I have a friend who was told she needed to go on meds, but did not want to. She has greatly changed her diet and walks/runs about 5 miles a day. Her numbers have improved significantly since she got serious about it. She had to give up her soda, candy, rice and other processed carbs. She has lost 25 + pounds as well. It can be done, but it takes discipline. She does not have meds because of her hard work. My guess is that many could go off the meds if they were more disciplined.


----------



## Ezmerelda (Oct 17, 2010)

I was advised to go on medication for Type II also, but I refused the medicine and ruthlessly cut back on my carb intake, and cut glucose almost entirely out of my diet and started exercising regularly. I test my blood sugar every morning, and as long as I don't get stupid and eat a lot of sugar, my tests are all well within the normal range.

Unfortunately, I have a self-destructive streak that rears its ugly head from time to time. At those times, I eat a sugary cereal or dessert and feel like puking for hours afterward, followed by the inability to get to sleep. (Like right now). Every time, I tell myself, "remember how bad this feels and don't do it again." 

I guess I listen a little better each time, because the incidents are getting farther apart. I never realized how self-destructive I could be when I am feeling ill used by others. I really need to change my reactions to more positive things. Like, when I am emotionally injured, go for a walk instead of eating a piece of cake...


----------



## AmishHeart (Jun 10, 2016)

My husband has the same issues..uses insulin injectable and blood pressure med. When he goes gung ho on the exercise and doesn't drink or eat junk, he doesn't have to use much at all. It seems to me if he drops weight and stops going through the drive thrus on the way to work, he may be able to eliminate a lot of the meds.


----------



## weedygarden (Apr 27, 2011)

AmishHeart said:


> My husband has the same issues..uses insulin injectable and blood pressure med. When he goes gung ho on the exercise and doesn't drink or eat junk, he doesn't have to use much at all. It seems to me if he drops weight and stops going through the drive thrus on the way to work, he may be able to eliminate a lot of the meds.


My friend who has made such great improvements is raising her teenage grandson. He is also a diabetic. His blood sugar numbers are always dangerously high. Occasionally she finds gatorade bottles and candy wrappers of his. He is a teenager and has lost his parents, so he probably uses junk food as a form of comfort.

I know I have to be careful. I can eat a bunch of junk as well, but I am not a diabetic, nor even in the danger zone. I can imagine that many who end up with diabetes have out of control eating habits.


----------



## Caribou (Aug 18, 2012)

When my blood sugar gets high I crave, I mean really crave, sweets. Went to a meeting just before Halloween where they had a table of cookie, cakes and other sugar. I made the mistake of taking a couple of cookies. The rest of that meeting I couldn't stay away from that table.


----------



## weedygarden (Apr 27, 2011)

Caribou said:


> When my blood sugar gets high I crave, I mean really crave, sweets. Went to a meeting just before Halloween where they had a table of cookie, cakes and other sugar. I made the mistake of taking a couple of cookies. The rest of that meeting I couldn't stay away from that table.

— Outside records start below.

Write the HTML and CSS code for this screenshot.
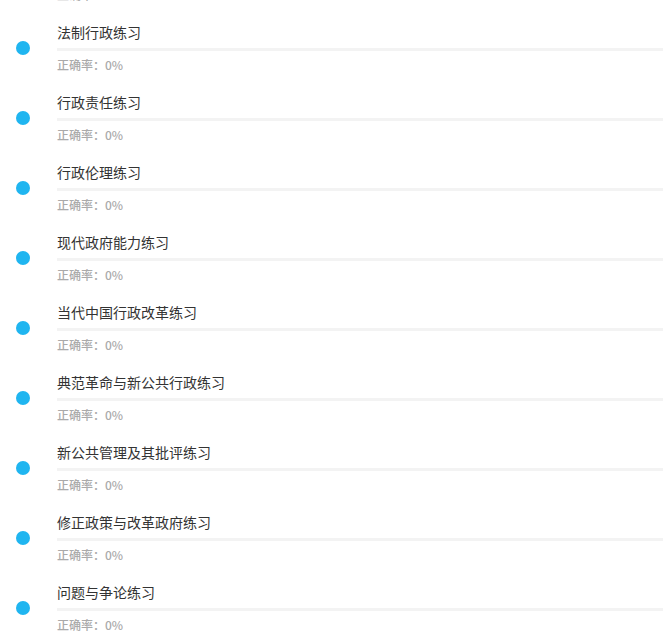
FILE: index.html
```html
<!DOCTYPE html>
<html lang="zh-CN">
<head>
<meta charset="utf-8">
<link rel="stylesheet" href="styles.css">
</head>
<body>
<ul class="list">
  <li class="item"><span class="dot"></span><div class="body"><div class="title">公共行政环境练习</div><div class="bar"></div><div class="rate">正确率：0%</div></div></li>
  <li class="item"><span class="dot"></span><div class="body"><div class="title">法制行政练习</div><div class="bar"></div><div class="rate">正确率：0%</div></div></li>
  <li class="item"><span class="dot"></span><div class="body"><div class="title">行政责任练习</div><div class="bar"></div><div class="rate">正确率：0%</div></div></li>
  <li class="item"><span class="dot"></span><div class="body"><div class="title">行政伦理练习</div><div class="bar"></div><div class="rate">正确率：0%</div></div></li>
  <li class="item"><span class="dot"></span><div class="body"><div class="title">现代政府能力练习</div><div class="bar"></div><div class="rate">正确率：0%</div></div></li>
  <li class="item"><span class="dot"></span><div class="body"><div class="title">当代中国行政改革练习</div><div class="bar"></div><div class="rate">正确率：0%</div></div></li>
  <li class="item"><span class="dot"></span><div class="body"><div class="title">典范革命与新公共行政练习</div><div class="bar"></div><div class="rate">正确率：0%</div></div></li>
  <li class="item"><span class="dot"></span><div class="body"><div class="title">新公共管理及其批评练习</div><div class="bar"></div><div class="rate">正确率：0%</div></div></li>
  <li class="item"><span class="dot"></span><div class="body"><div class="title">修正政策与改革政府练习</div><div class="bar"></div><div class="rate">正确率：0%</div></div></li>
  <li class="item"><span class="dot"></span><div class="body"><div class="title">问题与争论练习</div><div class="bar"></div><div class="rate">正确率：0%</div></div></li>
</ul>
</body>
</html>
```
FILE: styles.css
```css
html, body {
  margin: 0;
  padding: 0;
  background: #ffffff;
  overflow: hidden;
}
body {
  font-family: "Noto Sans CJK SC", "Noto Sans", sans-serif;
}
.list {
  list-style: none;
  margin: -60px 0 0 0;
  padding: 0;
}
.item {
  display: flex;
  align-items: flex-start;
  height: 70px;
  box-sizing: border-box;
  padding: 12px 0 0 16px;
}
.dot {
  flex: none;
  width: 14px;
  height: 14px;
  border-radius: 50%;
  background: #1fb5f0;
  margin-top: 19px;
  margin-right: 27px;
}
.body {
  flex: 1;
}
.title {
  font-size: 14px;
  line-height: 20px;
  color: #333333;
}
.bar {
  height: 3px;
  margin-top: 6px;
  background: #f3f3f3;
}
.rate {
  margin-top: 6px;
  font-size: 12px;
  line-height: 16px;
  font-weight: 500;
  color: #aaaaaa;
}
```
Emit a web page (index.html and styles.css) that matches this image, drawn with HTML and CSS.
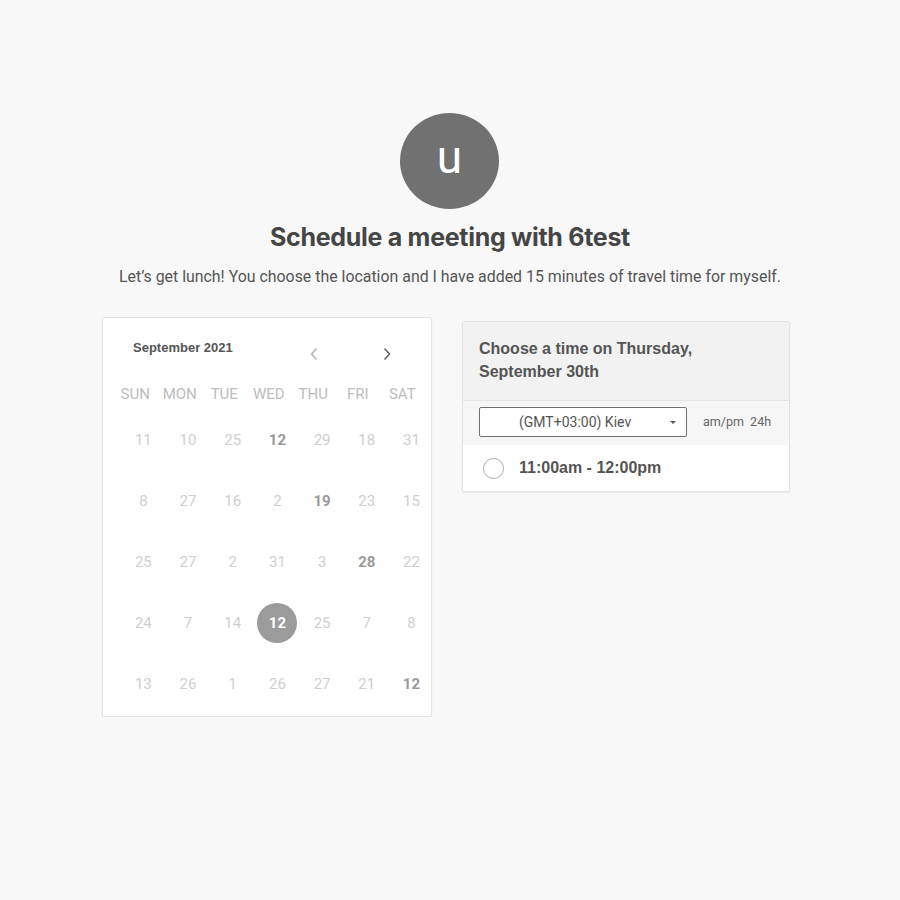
FILE: index.html
```html
<!DOCTYPE html>
<html>
<head>
<meta charset="utf-8">
<link rel="stylesheet" href="styles.css">
</head>
<body>
<div class="page">
  <div class="avatar">u</div>
  <h1 class="title">Schedule a meeting with 6test</h1>
  <p class="subtitle">Let’s get lunch! You choose the location and I have added 15 minutes of travel time for myself.</p>
  <div class="columns">
    <div class="calendar">
      <div class="cal-head">
        <span class="month">September 2021</span>
        <span class="nav nav-prev"><svg width="10" height="14" viewBox="0 0 10 14"><path d="M7.5 1.5 L2.5 7 L7.5 12.5" fill="none" stroke="#b5b5b5" stroke-width="1.6"/></svg></span>
        <span class="nav nav-next"><svg width="10" height="14" viewBox="0 0 10 14"><path d="M2.5 1.5 L7.5 7 L2.5 12.5" fill="none" stroke="#666" stroke-width="1.6"/></svg></span>
      </div>
      <div class="weekdays">
        <span>SUN</span><span>MON</span><span>TUE</span><span>WED</span><span>THU</span><span>FRI</span><span>SAT</span>
      </div>
      <div class="days">
        <span>11</span><span>10</span><span>25</span><span class="avail">12</span><span>29</span><span>18</span><span>31</span>
        <span>8</span><span>27</span><span>16</span><span>2</span><span class="avail">19</span><span>23</span><span>15</span>
        <span>25</span><span>27</span><span>2</span><span>31</span><span>3</span><span class="avail">28</span><span>22</span>
        <span>24</span><span>7</span><span>14</span><span class="selected"><b>12</b></span><span>25</span><span>7</span><span>8</span>
        <span>13</span><span>26</span><span>1</span><span>26</span><span>27</span><span>21</span><span class="avail">12</span>
      </div>
    </div>
    <div class="times">
      <div class="times-head">Choose a time on Thursday,<br>September 30th</div>
      <div class="tz-row">
        <div class="tz-select"><span>(GMT+03:00) Kiev</span><i class="caret"></i></div>
        <span class="fmt">am/pm&nbsp; 24h</span>
      </div>
      <div class="slot">
        <span class="radio"></span>
        <span class="slot-text">11:00am - 12:00pm</span>
      </div>
    </div>
  </div>
</div>
</body>
</html>
```
FILE: styles.css
```css
html, body {
  margin: 0;
  padding: 0;
  background: #f8f8f8;
}
body {
  font-family: Roboto, "Liberation Sans", Arial, sans-serif;
  color: #555;
}
.page {
  width: 900px;
  display: flex;
  flex-direction: column;
  align-items: center;
  padding-top: 113px;
}
.avatar {
  width: 99px;
  height: 96px;
  border-radius: 50%;
  background: #717171;
  color: #fff;
  font-family: Roboto, sans-serif;
  font-size: 46px;
  line-height: 88px;
  text-align: center;
  margin-left: -1px;
}
.title {
  margin: 12px 0 0;
  font-family: Inter, Roboto, sans-serif;
  font-weight: 700;
  font-size: 25px;
  line-height: 32px;
  color: #454545;
  letter-spacing: -0.3px;
}
.subtitle {
  margin: 14px 0 0;
  font-size: 15.9px;
  line-height: 20px;
  color: #555;
}
.columns {
  align-self: flex-start;
  margin-left: 102px;
  margin-top: 30px;
  display: flex;
  align-items: flex-start;
  gap: 30px;
}
.calendar {
  width: 328px;
  height: 398px;
  background: #fff;
  border: 1px solid #e4e4e4;
  border-radius: 2px;
  box-shadow: 0 1px 2px rgba(0,0,0,0.05);
}
.cal-head {
  height: 61px;
  display: flex;
  align-items: flex-start;
  padding-top: 22px;
  box-sizing: border-box;
  font-family: "Liberation Sans", Arial, sans-serif;
}
.month {
  margin-left: 30px;
  font-weight: 700;
  font-size: 13px;
  line-height: 16px;
  color: #555;
  width: 171px;
}
.nav {
  display: flex;
  align-items: center;
  justify-content: center;
  width: 20px;
  height: 20px;
  margin-top: 4px;
}
.nav-prev { margin-left: 0; }
.nav-next { margin-left: 53px; }
.weekdays {
  display: grid;
  grid-template-columns: repeat(7, 44.5px);
  padding-left: 10px;
  height: 30px;
  align-items: center;
  font-size: 15px;
  color: #bdbdbd;
}
.weekdays span { text-align: center; }
.days {
  display: grid;
  grid-template-columns: repeat(7, 44.7px);
  grid-auto-rows: 61px;
  padding-left: 18px;
  font-size: 15px;
  color: #cfcfcf;
}
.days span {
  display: flex;
  align-items: center;
  justify-content: center;
}
.days .avail {
  color: #9a9a9a;
  font-weight: 700;
}
.days .selected b {
  width: 40px;
  height: 40px;
  border-radius: 50%;
  background: #9b9b9b;
  color: #fff;
  font-weight: 700;
  display: flex;
  align-items: center;
  justify-content: center;
}
.times {
  width: 326px;
  margin-top: 4px;
  background: #fff;
  border: 1px solid #e2e2e2;
  border-radius: 2px;
  box-shadow: 0 1px 2px rgba(0,0,0,0.06);
}
.times-head {
  background: #f2f2f2;
  padding: 15px 16px 17px;
  font-family: "Liberation Sans", Arial, sans-serif;
  font-weight: 700;
  font-size: 16px;
  line-height: 23px;
  color: #555;
  border-bottom: 1px solid #e4e4e4;
}
.tz-row {
  background: #f6f6f6;
  height: 44px;
  display: flex;
  align-items: flex-start;
  padding: 6px 0 0 16px;
  box-sizing: border-box;
}
.tz-select {
  width: 208px;
  height: 30px;
  box-sizing: border-box;
  border: 1px solid #707070;
  border-radius: 2px;
  background: #fff;
  display: flex;
  align-items: center;
  padding-left: 39px;
  font-size: 14px;
  color: #555;
}
.tz-select span { flex: 1; }
.caret {
  width: 0;
  height: 0;
  border-left: 3.5px solid transparent;
  border-right: 3.5px solid transparent;
  border-top: 3.5px solid #555;
  margin-right: 10px;
}
.fmt {
  margin-left: 16px;
  font-size: 12.5px;
  line-height: 30px;
  color: #666;
}
.slot {
  height: 46px;
  display: flex;
  align-items: center;
  padding-left: 20px;
}
.radio {
  width: 21px;
  height: 21px;
  border: 1.5px solid #a8a8a8;
  border-radius: 50%;
  box-sizing: border-box;
}
.slot-text {
  margin-left: 15px;
  font-family: "Liberation Sans", Arial, sans-serif;
  font-weight: 700;
  font-size: 16px;
  color: #555;
}
```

We really are so sweet and carb oriented in America. When I was teaching, the principal would buy donuts on Friday mornings, one of the worst things to eat. It is not like I never eat donuts, but it is rare. I find that if I eat junk, whatever it is, I will go get some more of that same junk. It is like an addiction. If I drive through somewhere and get anything, I will go and get the same thing again and again until I get a grip.


----------



## readytogo (Apr 6, 2013)

To start with, one natural remedy for blood sugar control is to make the necessary lifestyle changes needed. This includes exercise! Plenty of physical activity will ensure that you stimulate your circulation and keep it strong to prevent wounds that won’t heal and infections that can occur with diabetes.If you’ve been diagnosed with having high blood sugar levels you may be looking for alternative remedies to lower your blood sugar levels. Any treatment depends on many factors, so please don’t self-diagnose.In addition to exercise, dietary changes are required. Avoiding processed sugars is a great start in keeping your glucose levels under control. It’s also a good idea to drop a little weight if you need to and start following a healthy diet, especially if your diet isn’t as it should be. I sometimes go crazy with sweets and breads and time after time my numbers go up so a good diet is primal.


----------